AOC may force House lawmakers to return to Washington for coronavirus relief package vote

AOC may force House lawmakers to return to Washington for coronavirus relief package vote

Rep. Alexandria Ocasio-Cortez said she might force her House colleagues to return to Capitol Hill to vote on a major economic relief bill meant to help people and businesses struggling because of the coronavirus pandemic.

Concerned that the $2 trillion package may do too many favors for corporations, the freshman New York Democrat told CNN she is considering taking a stand against a deal that has bipartisan support by objecting to unanimous approval.

Ocasio-Cortez said she is “open” to forcing a recorded vote, which would require lawmakers to return to Washington, D.C., to cast their votes in-person, “if necessary.” She also acknowledged that doing so would be unpopular with other legislators.
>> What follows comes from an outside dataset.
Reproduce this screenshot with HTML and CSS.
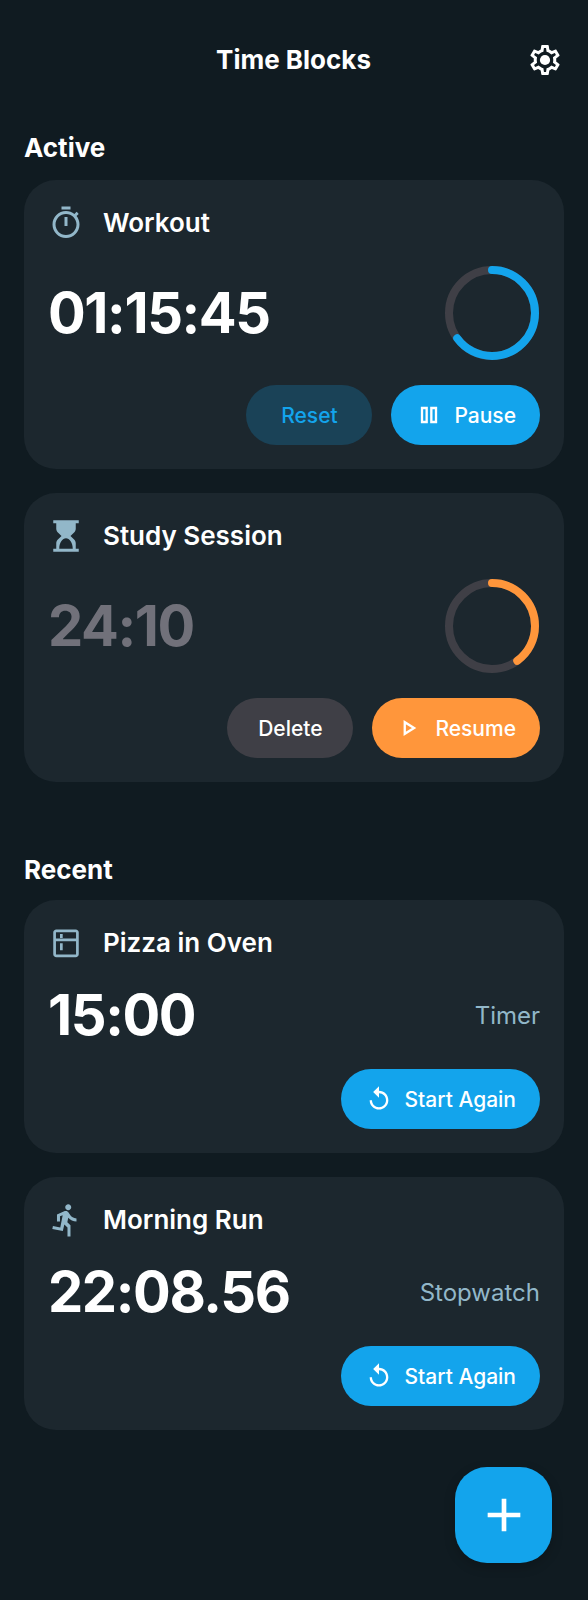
FILE: index.html
```html
<!DOCTYPE html>
<html>
<head>
  <title>Time Blocks</title>
  <meta name="viewport" content="width=device-width, initial-scale=1">
  <link rel="stylesheet" href="styles.css">
</head>
<body>
  <div class="page">
    <header class="top">
      <span></span>
      <h1>Time Blocks</h1>
      <svg class="gear" viewBox="0 0 24 24"><path d="M19.43 12.98c.04-.32.07-.64.07-.98 0-.34-.03-.66-.07-.98l2.11-1.65c.19-.15.24-.42.12-.64l-2-3.46c-.09-.16-.26-.25-.44-.25-.06 0-.12.01-.17.03l-2.49 1c-.52-.4-1.08-.73-1.69-.98l-.38-2.65C14.46 2.18 14.25 2 14 2h-4c-.25 0-.46.18-.49.42l-.38 2.65c-.61.25-1.17.59-1.69.98l-2.49-1c-.06-.02-.12-.03-.18-.03-.17 0-.34.09-.43.25l-2 3.46c-.13.22-.07.49.12.64l2.11 1.65c-.04.32-.07.65-.07.98 0 .33.03.66.07.98l-2.11 1.65c-.19.15-.24.42-.12.64l2 3.46c.09.16.26.25.44.25.06 0 .12-.01.17-.03l2.49-1c.52.4 1.08.73 1.69.98l.38 2.65c.03.24.24.42.49.42h4c.25 0 .46-.18.49-.42l.38-2.65c.61-.25 1.17-.59 1.69-.98l2.49 1c.06.02.12.03.18.03.17 0 .34-.09.43-.25l2-3.46c.12-.22.07-.49-.12-.64l-2.11-1.65zm-1.98-1.71c.04.31.05.52.05.73 0 .21-.02.43-.05.73l-.14 1.13.89.7 1.08.84-.7 1.21-1.27-.51-1.04-.42-.9.68c-.43.32-.84.56-1.25.73l-1.06.43-.16 1.13-.2 1.35h-1.4l-.19-1.35-.16-1.13-1.06-.43c-.43-.18-.83-.41-1.23-.71l-.91-.7-1.06.43-1.27.51-.7-1.21 1.08-.84.89-.7-.14-1.13c-.03-.31-.05-.54-.05-.74s.02-.43.05-.73l.14-1.13-.89-.7-1.08-.84.7-1.21 1.27.51 1.04.42.9-.68c.43-.32.84-.56 1.25-.73l1.06-.43.16-1.13.2-1.35h1.39l.19 1.35.16 1.13 1.06.43c.43.18.83.41 1.23.71l.91.7 1.06-.43 1.27-.51.7 1.21-1.07.85-.89.7.14 1.13z"/><circle cx="12" cy="12" r="3.4"/></svg>
    </header>

    <h2 class="section active-title">Active</h2>

    <div class="card">
      <div class="card-head">
        <svg class="task-icon" viewBox="0 0 24 24"><path d="M9 1h6v2H9zM19.03 7.39l1.42-1.42c-.43-.51-.9-.99-1.41-1.41l-1.42 1.42C16.07 4.74 14.12 4 12 4c-4.97 0-9 4.03-9 9s4.02 9 9 9 9-4.03 9-9c0-2.12-.74-4.07-1.97-5.61zM12 20c-3.87 0-7-3.13-7-7s3.13-7 7-7 7 3.13 7 7-3.13 7-7 7zM11 8h2v6h-2z"/></svg>
        <span class="task-name">Workout</span>
      </div>
      <div class="card-row big-row">
        <span class="time">01:15:45</span>
        <svg class="ring" viewBox="0 0 96 96">
          <circle class="ring-track" cx="48" cy="48" r="43"/>
          <circle class="ring-value blue" cx="48" cy="48" r="43" pathLength="100" stroke-dasharray="65 100"/>
        </svg>
      </div>
      <div class="actions">
        <button class="btn fixed reset">Reset</button>
        <button class="btn primary">
          <svg class="btn-icon" viewBox="0 0 24 24"><path class="outline" d="M6 6h4v12H6zM14 6h4v12h-4z"/></svg>
          Pause
        </button>
      </div>
    </div>

    <div class="card">
      <div class="card-head">
        <svg class="task-icon" viewBox="0 0 24 24"><path fill-rule="evenodd" d="M3.5 1.5h17v2h-2v3.6c0 1-.4 1.9-1.1 2.6L15 12l2.4 2.3c.7.7 1.1 1.6 1.1 2.6v3.6h2v2h-17v-2h2v-3.6c0-1 .4-1.9 1.1-2.6L9 12 6.600 9.700c-.7-.7-1.100-1.600-1.100-2.600V3.500h-2zM12 13.500c-2.300 0-4.500 2.800-4.500 7h9c0-4.200-2.200-7-4.500-7z"/></svg>
        <span class="task-name">Study Session</span>
      </div>
      <div class="card-row big-row">
        <span class="time dim">24:10</span>
        <svg class="ring" viewBox="0 0 96 96">
          <circle class="ring-track" cx="48" cy="48" r="43"/>
          <circle class="ring-value orange" cx="48" cy="48" r="43" pathLength="100" stroke-dasharray="40 100"/>
        </svg>
      </div>
      <div class="actions">
        <button class="btn fixed delete">Delete</button>
        <button class="btn resume">
          <svg class="btn-icon" viewBox="0 0 24 24"><path class="outline" d="M7.500 7v10l8-5z"/></svg>
          Resume
        </button>
      </div>
    </div>

    <h2 class="section recent-title">Recent</h2>

    <div class="card">
      <div class="card-head">
        <svg class="task-icon" viewBox="0 0 24 24"><path fill-rule="evenodd" d="M5.500 3h13c1.100 0 2 .9 2 2v14.500c0 1.100-.9 2-2 2h-13c-1.100 0-2-.9-2-2V5c0-1.100.9-2 2-2zm0 1.800c-.1 0-.2.1-.2.2v4h13.400V5c0-.1-.1-.2-.2-.2zm-.2 6v8.700c0 .1.1.2.2.2h13c.1 0 .2-.1.2-.2v-8.700zM8 6h1.800v2.600H8zm0 6.200h1.800v4.600H8z"/></svg>
        <span class="task-name">Pizza in Oven</span>
      </div>
      <div class="card-row">
        <span class="time">15:00</span>
        <span class="kind">Timer</span>
      </div>
      <div class="actions">
        <button class="btn primary">
          <svg class="btn-icon" viewBox="0 0 24 24"><path d="M12 5V1L7 6l5 5V7c3.310 0 6 2.690 6 6s-2.690 6-6 6-6-2.690-6-6H4c0 4.420 3.580 8 8 8s8-3.580 8-8-3.580-8-8-8z"/></svg>
          Start Again
        </button>
      </div>
    </div>

    <div class="card">
      <div class="card-head">
        <svg class="task-icon" viewBox="0 0 24 24"><path d="M13.490 5.480c1.100 0 2-.9 2-2s-.9-2-2-2-2 .9-2 2 .9 2 2 2zm-3.600 13.900l1-4.400 2.100 2v6h2v-7.500l-2.100-2 .6-3c1.300 1.500 3.300 2.500 5.500 2.500v-2c-1.900 0-3.500-1-4.300-2.400l-1-1.600c-.4-.6-1-1-1.700-1-.3 0-.5.1-.8.1l-5.200 2.200v4.700h2v-3.400l1.800-.7-1.600 8.100-4.900-1-.4 2 7 1.400z"/></svg>
        <span class="task-name">Morning Run</span>
      </div>
      <div class="card-row">
        <span class="time">22:08.56</span>
        <span class="kind">Stopwatch</span>
      </div>
      <div class="actions">
        <button class="btn primary">
          <svg class="btn-icon" viewBox="0 0 24 24"><path d="M12 5V1L7 6l5 5V7c3.310 0 6 2.690 6 6s-2.690 6-6 6-6-2.690-6-6H4c0 4.420 3.580 8 8 8s8-3.580 8-8-3.580-8-8-8z"/></svg>
          Start Again
        </button>
      </div>
    </div>

    <button class="fab">
      <svg viewBox="0 0 24 24"><path d="M19 13h-6v6h-2v-6H5v-2h6V5h2v6h6v2z"/></svg>
    </button>
  </div>
</body>
</html>
```

FILE: styles.css
```css
body {
  margin: 0;
  background-color: #101b21;
  color: #fff;
  font-family: Inter, "Noto Sans", sans-serif;
}
.page {
  position: relative;
  height: 1600px;
  padding: 0 24px;
  box-sizing: border-box;
  overflow: hidden;
}
.top {
  display: grid;
  grid-template-columns: 1fr auto 1fr;
  align-items: center;
  padding: 42px 1px 0 0;
}
.top h1 {
  margin: 0;
  font-size: 26px;
  line-height: 36px;
  font-weight: 700;
}
.gear {
  width: 36px;
  height: 36px;
  fill: #fff;
  justify-self: end;
}
.section {
  margin: 0;
  font-size: 26px;
  line-height: 32px;
  font-weight: 700;
}
.active-title {
  margin-top: 54px;
  margin-bottom: 16px;
}
.recent-title {
  margin-top: 72px;
  margin-bottom: 14px;
}
.card {
  background-color: #1c272e;
  border-radius: 32px;
  padding: 24px;
  margin-bottom: 24px;
}
.card-head {
  display: flex;
  align-items: center;
  gap: 19px;
  height: 37px;
}
.task-icon {
  width: 36px;
  height: 36px;
  fill: #92b7c9;
}
.task-name {
  font-size: 26px;
  font-weight: 600;
}
.card-row {
  display: flex;
  align-items: center;
  justify-content: space-between;
  margin: 20px 0;
}
.big-row {
  margin: 24px 0;
}
.time {
  font-size: 56px;
  line-height: 68px;
  font-weight: 700;
  letter-spacing: -1.4px;
}
.time.dim {
  color: #71717a;
}
.kind {
  font-size: 24px;
  color: #92b7c9;
}
.ring {
  width: 96px;
  height: 96px;
  transform: rotate(-90deg);
}
.ring circle {
  fill: none;
  stroke-width: 8;
}
.ring-track {
  stroke: #3f3f46;
}
.ring-value {
  stroke-linecap: round;
}
.ring-value.blue {
  stroke: #13a4ec;
}
.ring-value.orange {
  stroke: #ff963b;
}
.actions {
  display: flex;
  justify-content: flex-end;
  gap: 19px;
}
.btn {
  display: flex;
  align-items: center;
  justify-content: center;
  gap: 11px;
  height: 60px;
  padding: 0 24px;
  border: none;
  border-radius: 30px;
  font-family: inherit;
  font-size: 21px;
  font-weight: 500;
  color: #fff;
}
.btn.fixed {
  width: 126px;
  padding: 0;
}
.btn-icon {
  width: 28px;
  height: 28px;
  fill: #fff;
}
.outline {
  fill: none;
  stroke: #fff;
  stroke-width: 2;
}
.primary {
  background-color: #13a4ec;
}
.resume {
  background-color: #ff963b;
}
.reset {
  background-color: #1a4257;
  color: #13a4ec;
}
.delete {
  background-color: #3f3f46;
}
.fab {
  position: absolute;
  right: 36px;
  bottom: 37px;
  display: flex;
  align-items: center;
  justify-content: center;
  width: 97px;
  height: 96px;
  padding: 0;
  border: none;
  border-radius: 32px;
  background-color: #13a4ec;
  box-shadow: 0 4px 12px rgba(0, 0, 0, 0.2);
}
.fab svg {
  width: 56px;
  height: 56px;
  fill: #fff;
}
```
“With the health risks of travel, there is no easy choice here. But essential workers are showing up and putting their health at risk every day, and if the final text of a bill is set up to hurt them, it may be something we have to do,” she said.

Such a move could delay the final passage of the coronavirus emergency relief spending bill. Bipartisan leaders in the House and Senate said they hoped to pass it quickly, but they must first convince rank-and-file lawmakers to support it. Earlier in the day, Majority Leader Mitch McConnell said the Senate will take up and pass the legislation on Wednesday.

The bill will provide direct cash payments to individuals and families, small business grants, aid to states and healthcare facilities, and loans to big corporations.

House leaders favor a voice vote that would not require all 430 sitting members of Congress to return to the Capitol. But the bill can only pass without a roll-call vote if no lawmakers object. Any lawmaker can block a unanimous consent agreement, which will make it difficult to pass the legislation without summoning back the full House.

Two House members and one senator, Republican Rand Paul of Kentucky, have tested positive for the virus, and several others have decided to quarantine themselves after being in contact with someone who tested positive for it.